Red Sox closer Matt Barnes is open to a contract extension
The Boston Red Sox entered the season with legitimate questions about which reliever they could trust to handle the ninth inning but Matt Barnes has put those concerns to rest by emerging as one of the league’s elite closers.
Unfortunately, Barnes is eligible for free agency after the season. If Boston wants to avoid heading into next year with similar questions about the back of their bullpen, they would be wise to keep him off the market.
It’s an outcome that the veteran reliever at least seems open to. Barnes confirmed that he’s “absolutely” open to discussing a contract extension during the season, according to Alex Speier of The Boston Globe.
“If the Red Sox want to make an offer,” said Barnes. “I’m a firm believer that listening to information is free.”
That’s hardly an indication that he’s willing to jump at the offer but it’s worth noting that he’s willing to listen. We’ve seen players who have been extremely reluctant to consider any extension before they can test the free-agent market while others simply refuse to negotiate during the season because they don’t want the distraction of worrying about the future.
Barnes revealed that he had talks with the team during spring training about a possible extension. While they weren’t able to hammer out a deal, he described the discussion as meaningful. It sounds like the Red Sox laid the groundwork but weren’t quite able to cross the finish line.
Those talks obviously occurred prior to the breakout season that Barnes is in the midst of. He was unproven in the closer role at the time with underwhelming results in the sporadic opportunities he had been given in the past. If Boston offered a price during training camp, it almost certainly wasn’t anywhere near what the top-tier closers can command.
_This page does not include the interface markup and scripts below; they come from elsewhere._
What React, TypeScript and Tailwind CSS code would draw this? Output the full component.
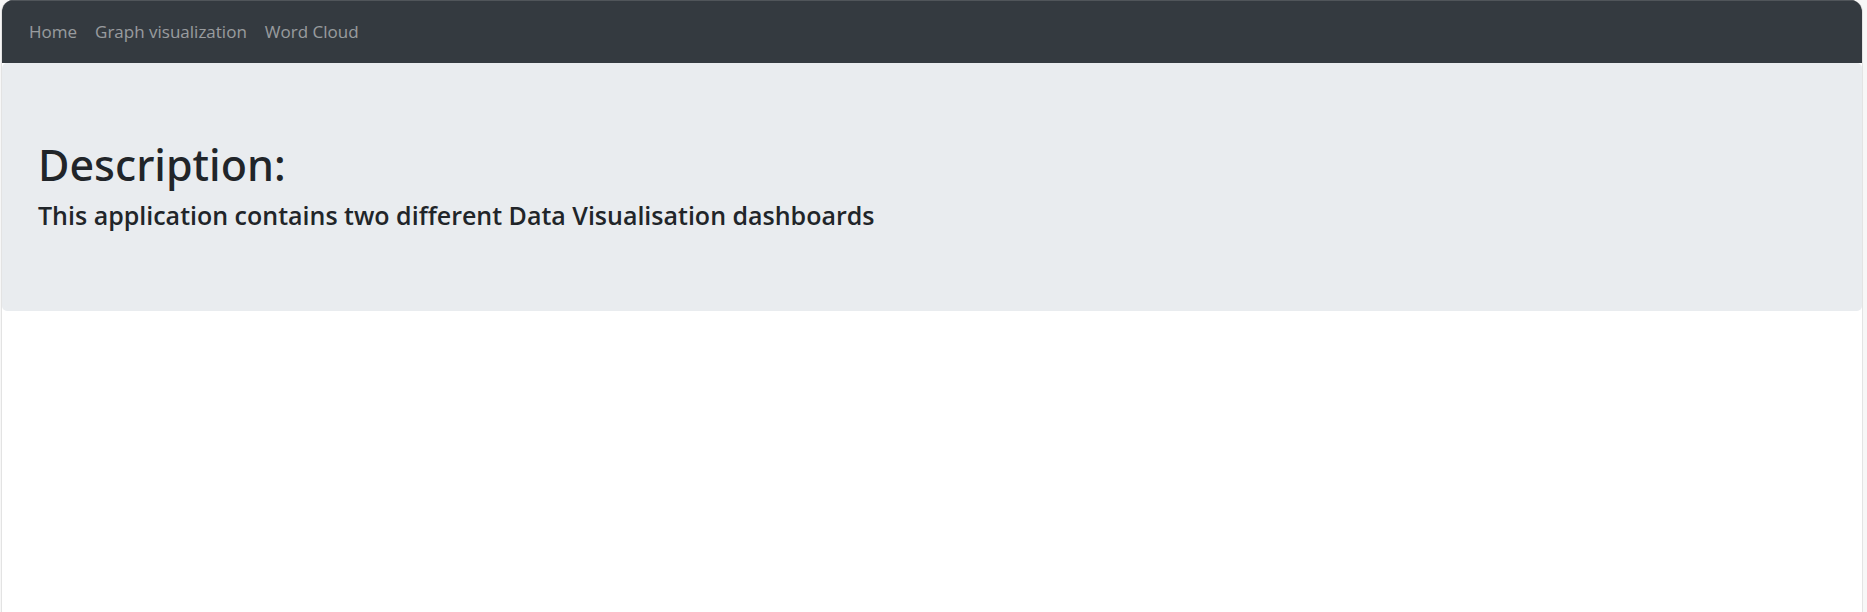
const links = ["Home", "Graph visualization", "Word Cloud"];

export default function App() {
  return (
    <div className="flex min-h-screen bg-[#f7f7f7] pr-1 pl-px font-['Open_Sans','Noto_Sans',sans-serif] text-[#212529]">
      <div className="grow overflow-hidden rounded-t-xl border-x border-[#e3e3e3] bg-white">
        <nav className="border-t border-[#50555a] bg-[#343a40] px-[18px] pt-[11px] pb-3">
          <ul className="flex text-[17px] leading-[27px]">
            {links.map((label) => (
              <li key={label}>
                <a href="#" className="block px-[9px] py-[6px] text-white/50">{label}</a>
              </li>
            ))}
          </ul>
        </nav>
        <main className="rounded-[5px] bg-[#e9ecef] px-9 pt-[75px] pb-[72px]">
          <h1 className="mb-[7px] font-['Noto_Sans',sans-serif] text-[43px] leading-[54px] font-medium">Description:</h1>
          <h2 className="mb-2 text-[25px] leading-8 font-semibold">
            This application contains two different Data Visualisation dashboards
          </h2>
        </main>
      </div>
    </div>
  );
}
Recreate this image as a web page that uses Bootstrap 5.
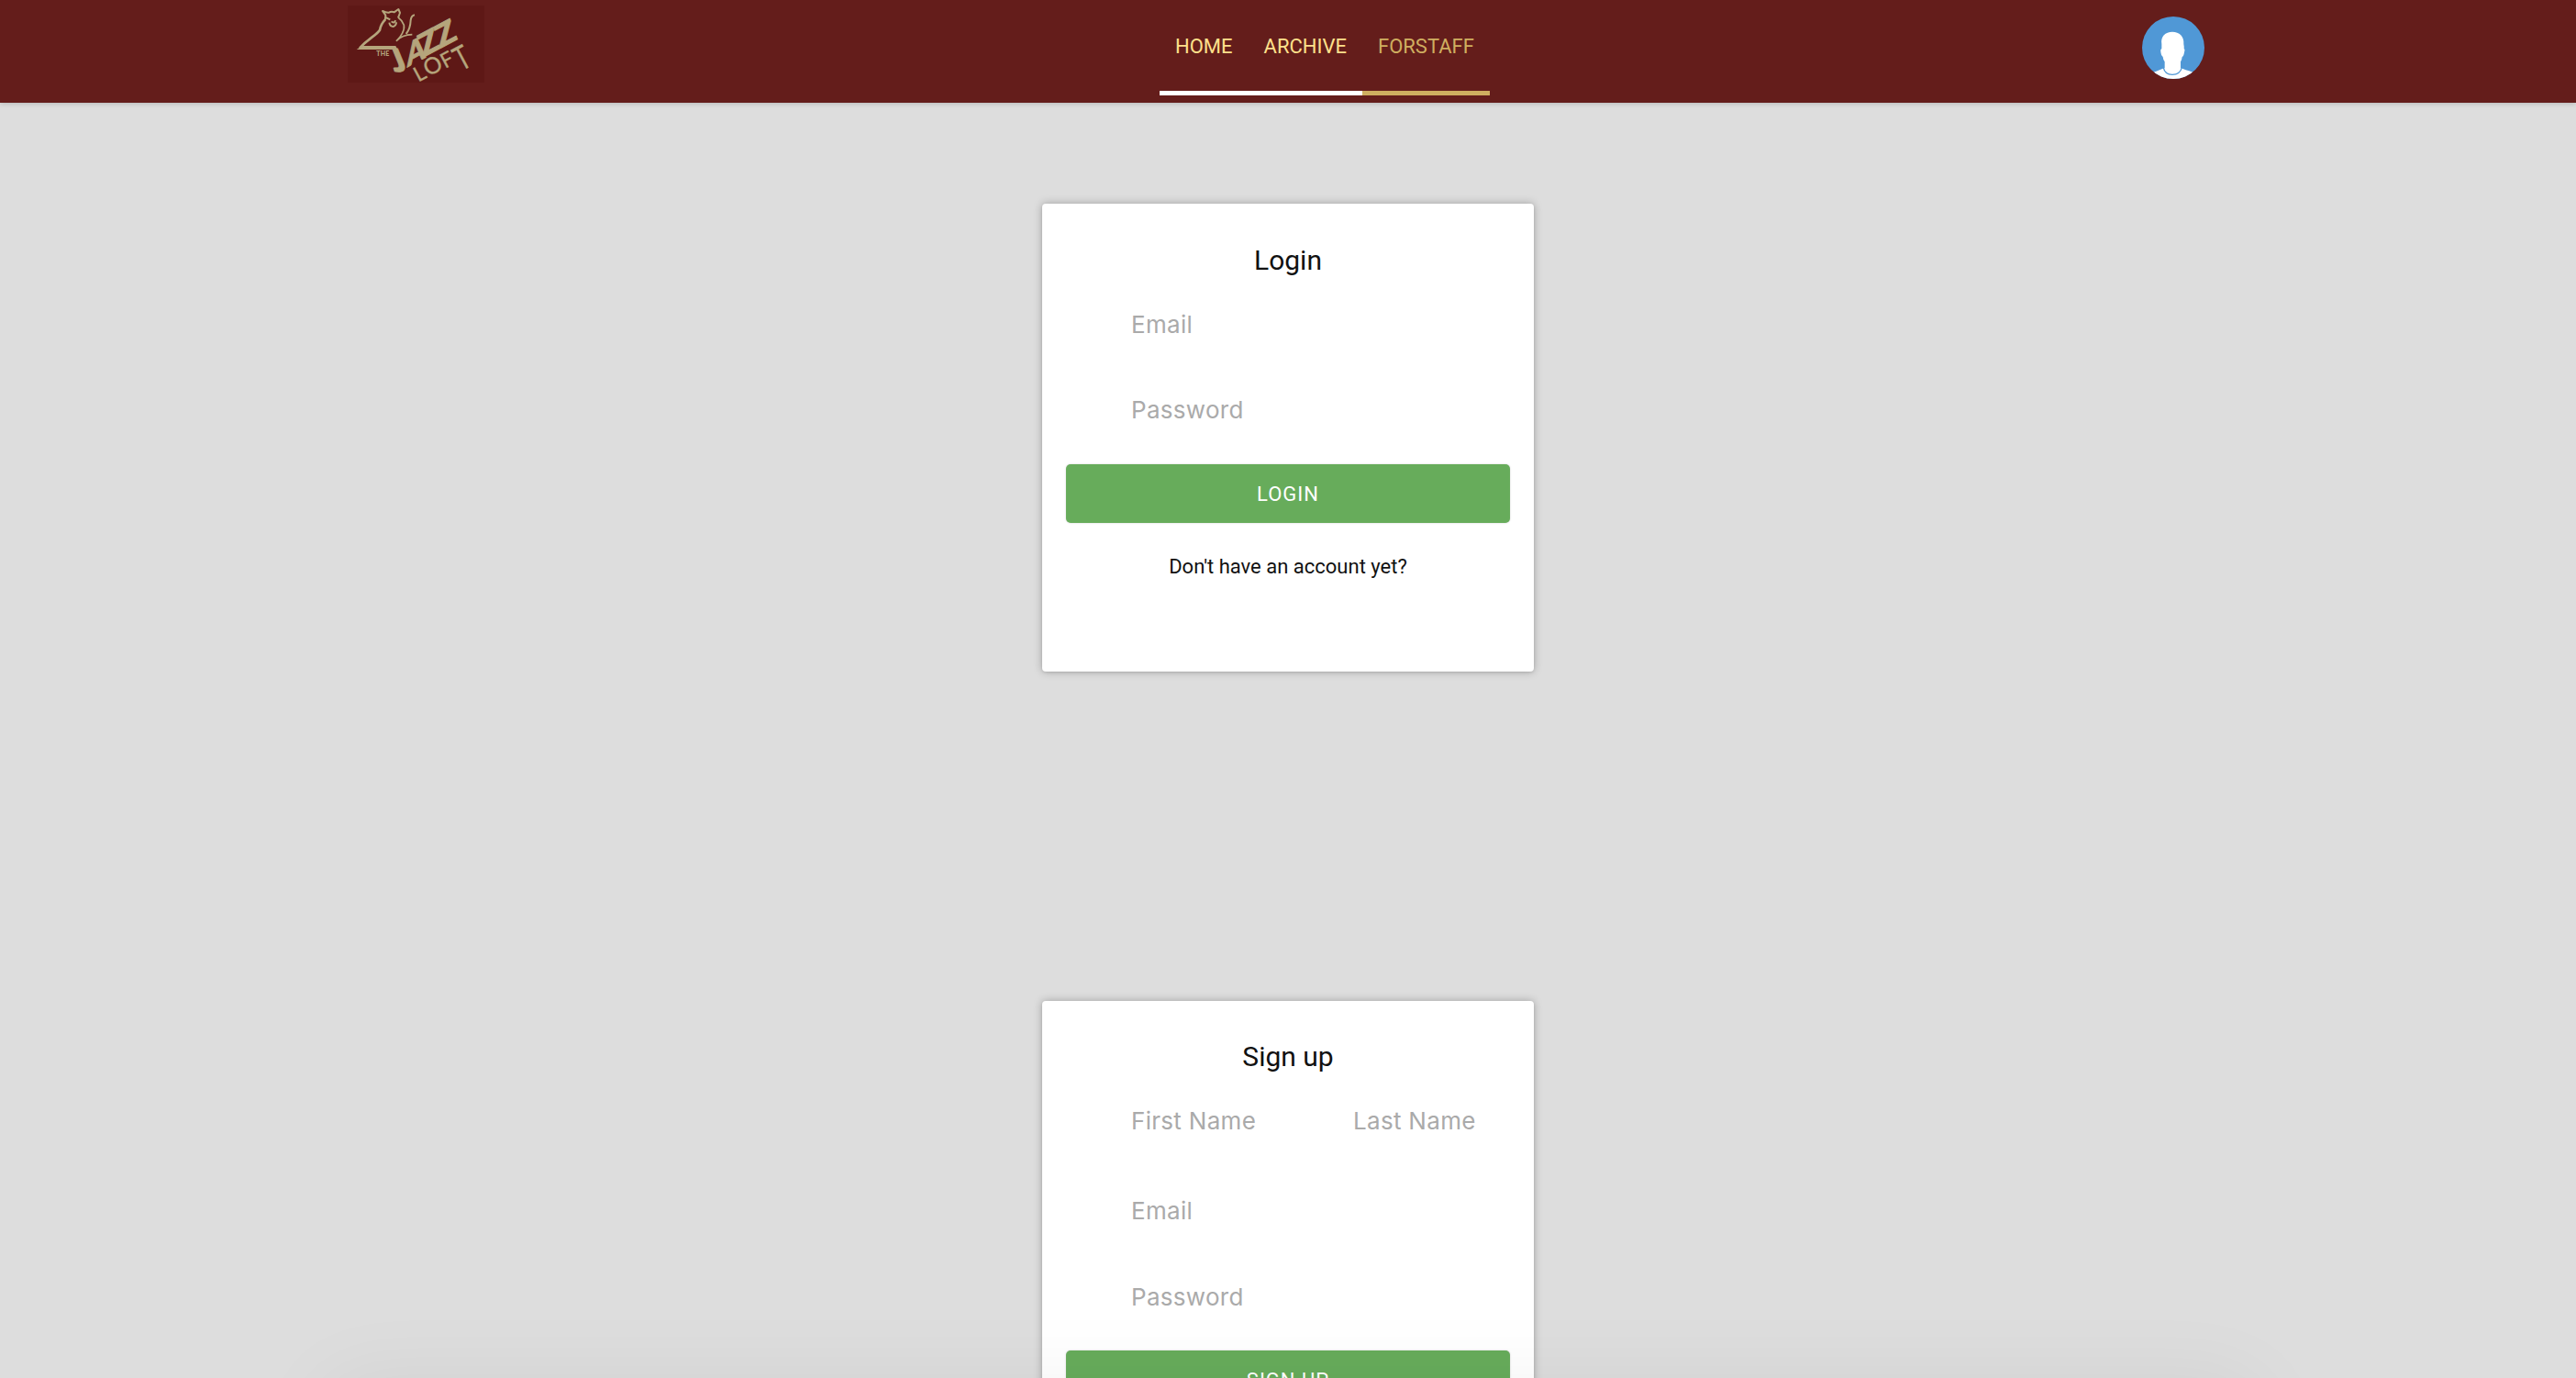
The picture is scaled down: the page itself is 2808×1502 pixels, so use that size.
<!DOCTYPE html>
<html lang="en">
<head>
<meta charset="utf-8">
<title>The Jazz Loft</title>
<link rel="stylesheet" href="https://cdn.jsdelivr.net/npm/bootstrap@5.3.0/dist/css/bootstrap.min.css">
<style>
html{overflow:hidden}
body{font-family:Roboto,sans-serif;background:#ddd;color:#111}
.page-frame{height:1502px;overflow:hidden}
.site-bar{background:#641d1b;height:112px;padding:0 379px;box-shadow:0 1px 5px rgba(0,0,0,.18)}
.brand-logo{width:149px;height:84px;margin-top:6px;display:block;overflow:visible}
.side-l{width:885px}
.tabs-nav .nav-link{font-size:22px;line-height:26px;padding:38px 17px 35px;height:104px;border-bottom:5px solid #fff;color:#ffe08b;border-radius:0}
.tabs-nav .nav-link.staff{color:#cfae60;border-color:#cfae60}
.avatar-pic{width:68px;height:68px;margin:18px 26px 0 0;display:block}
.auth-card{width:536px;border:0;border-radius:4px;padding:42px 26px 0;box-shadow:0 0 10px rgba(0,0,0,.28),0 1px 3px rgba(0,0,0,.08)}
.login-box{height:510px;margin-top:110px}
.signup-box{height:604px;margin-top:359px;padding-top:41px}
.auth-title{font-size:30px;line-height:40px;font-weight:400;margin:0 0 28px}
.auth-input,.auth-input:focus{font:26px/44px Inter,sans-serif;letter-spacing:.3px;height:44px;padding:0 0 0 71px;border:0;background:none;border-radius:0}
.auth-input::placeholder{color:#aaa;opacity:1}
.auth-btn{height:64px;border:0;border-radius:5px;background:#67ac5b;color:#fff;font-size:22px;letter-spacing:1px;line-height:64px;padding:1px 0 0;box-shadow:0 0 2px rgba(0,0,0,.22)}
.hint{font-size:22px;line-height:33px;margin:31px 0 0}
.gap-a{margin-bottom:49px}
.gap-b{margin-bottom:37px}
.gap-c{margin-bottom:54px}
.gap-d{margin-bottom:50px}
.gap-e{margin-bottom:36px}
.dock-shade{position:absolute;left:350px;width:2116px;top:1502px;height:120px;border-radius:40px;box-shadow:0 0 90px rgba(0,0,0,.05);pointer-events:none}
</style>
<script src="https://cdn.jsdelivr.net/npm/bootstrap@5.3.0/dist/js/bootstrap.bundle.min.js"></script>
</head>
<body>
<div class="page-frame position-relative">
<header class="site-bar d-flex align-items-start justify-content-between">
  <div class="side-l">
    <svg class="brand-logo" viewBox="29 18 447 252">
      <rect x="29" y="18" width="447" height="252" fill="#5e1816"/>
      <!-- cat: back, head and tail -->
      <g fill="none" stroke="#b5a57c" stroke-linejoin="round">
        <path d="M151 65Q137 80 134 98C122 116 100 124 68 157" stroke-width="8"/>
        <path d="M151 68L153 50 143 36Q156 42 164 41Q172 36 181 40L195 30 200 42 194 58" stroke-width="6"/>
        <path d="M153 57L168 64M165 74Q167 87 178 87Q188 84 188 73M172 70Q180 78 186 67" stroke-width="6"/>
        <path d="M194 57Q207 66 213 82C216 100 202 122 189 133Q207 114 240 113" stroke-width="5"/>
        <path d="M248 49Q237 51 235 66Q234 94 220 111" stroke-width="6"/>
      </g>
      <path d="M58 162L76 150H186L192 162Z" fill="#b5a57c"/>
      <g fill="#b5a57c" font-family="Lato, sans-serif">
        <text x="123" y="183" font-size="21" font-weight="900" textLength="42">THE</text>
        <g font-weight="900" stroke="#b5a57c" stroke-width="3">
          <text transform="matrix(.98 0 .38 .92 182 234)" font-size="112" textLength="50" lengthAdjust="spacingAndGlyphs">J</text>
          <text transform="matrix(.88 -.47 .06 .98 224 220)" font-size="106" textLength="68" lengthAdjust="spacingAndGlyphs">A</text>
          <text transform="matrix(.88 -.47 .36 .92 277 187)" font-size="100" textLength="66" lengthAdjust="spacingAndGlyphs">Z</text>
          <text transform="matrix(.88 -.47 .36 .92 331 158)" font-size="100" textLength="68" lengthAdjust="spacingAndGlyphs">Z</text>
        </g>
        <g stroke="#b5a57c" stroke-width="1">
          <text transform="translate(260 269) rotate(-28)" font-size="68">L</text>
          <text transform="translate(293 251) rotate(-28)" font-size="74">O</text>
          <text transform="translate(348 225) rotate(-28)" font-size="68">F</text>
          <text transform="translate(400 233) rotate(-28) scale(.72 1)" font-size="108">T</text>
        </g>
      </g>
    </svg>
  </div>
  <nav class="nav tabs-nav flex-nowrap flex-grow-1">
    <a class="nav-link" href="#">HOME</a>
    <a class="nav-link" href="#">ARCHIVE</a>
    <a class="nav-link staff" href="#">FORSTAFF</a>
  </nav>
  <svg class="avatar-pic" viewBox="0 0 204 204">
    <clipPath id="disc"><circle cx="102" cy="102" r="102"/></clipPath>
    <g clip-path="url(#disc)">
      <rect width="204" height="204" fill="#5098d6"/>
      <path d="M64 90C60 65 76 50 99 50S138 65 136 90Q138 100 137 105Q141 107 138 117Q136 130 131 132Q130 142 126 148V168Q140 174 166 182L190 204H10L34 184Q60 174 74 168V148Q69 142 68 132Q62 128 61 116Q59 107 64 105Z" fill="#fff"/>
      <path d="M70 167Q74 190 99 190T130 167" fill="none" stroke="#5098d6" stroke-width="4"/>
    </g>
  </svg>
</header>
<main class="d-flex flex-column align-items-center">
  <form class="card auth-card login-box">
    <h1 class="auth-title text-center">Login</h1>
    <input class="form-control auth-input gap-a" type="email" placeholder="Email">
    <input class="form-control auth-input gap-b" type="password" placeholder="Password">
    <button class="btn auth-btn w-100" type="button">LOGIN</button>
    <p class="hint text-center">Don't have an account yet?</p>
  </form>
  <form class="card auth-card signup-box">
    <h2 class="auth-title text-center">Sign up</h2>
    <div class="row g-0 gap-c">
      <div class="col-6"><input class="form-control auth-input" type="text" placeholder="First Name"></div>
      <div class="col-6"><input class="form-control auth-input" type="text" placeholder="Last Name"></div>
    </div>
    <input class="form-control auth-input gap-d" type="email" placeholder="Email">
    <input class="form-control auth-input gap-e" type="password" placeholder="Password">
    <button class="btn auth-btn w-100" type="button">SIGN UP</button>
  </form>
</main>
<div class="dock-shade"></div>
</div>
</body>
</html>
The window to get Barnes at a discount is slamming shut. The right-hander has increased his value by proving himself in his new role. Barnes has converted 14 of 16 saves opportunities while posting a career-best 2.73 ERA, 0.72 WHIP and 16.1 K/9.
While some may view his production as an outlier based on his solid but hardly spectacular track record and have concerns about overpaying based on a small sample size, it’s how Barnes has produced during this career-year that we should focus on.
Barnes has been far more aggressive in attacking the strike zone. His 72.6 first-pitch strike percentage is by far a career high. Getting ahead in the count early helps avoid falling into a hitter’s count and has led to a drastic reduction in walks.
Barnes has displayed notable command issues in the past with a walk rate north of 5.0 BB/9 in each of the last two seasons. He’s trimmed that to 2.4 BB/9 this year. Combined with his elite strikeout rate, Barnes is producing a career-high 6.71 K/BB that ranks ninth among major league relievers.
His career year isn’t a fluke based on Statcast’s expected statistics. Barnes rates in the top 1% of the league with a .135 XBA, .210 XSLG, .182 XWOBA, and 1.33 xERA.
The next free-agent class isn’t nearly as loaded as last winter when the market was saturated with proven closers. If Barnes continues on his current pace, a case can be made that he’ll be the most desirable reliever on the market. The Red Sox would be wise to lock him up now so that they don’t risk a bidding war later.
If Barnes were to leave after this season, the Red Sox could struggle to replace him. Adam Ottavino will also be a free-agent and nobody else on this roster has sufficient closing experience. Free agency seems unlikely to provide an upgrade and it’s far too soon to predict the trade market with any sellers currently focused on this year’s trade deadline rather than the offseason.
The Red Sox have a top-notch closer at the peak of his career and can’t afford to let that go if they intend to contend next season. By acting now, Boston might be able to convince Barnes to accept a slight discount since he’s still yet to showcase this new and improved version of himself over a full season. If they are willing to bet on Barnes being able to maintain this level of excellence with his revised approach then he could prove to be a bargain.
But the price is rising by the day. The longer they wait to lock up Barnes, the more expensive he potentially gets. There’s always some risk that he could get injured or see his performance unravel later this year but the risk of losing him to free agency is far greater if they wait.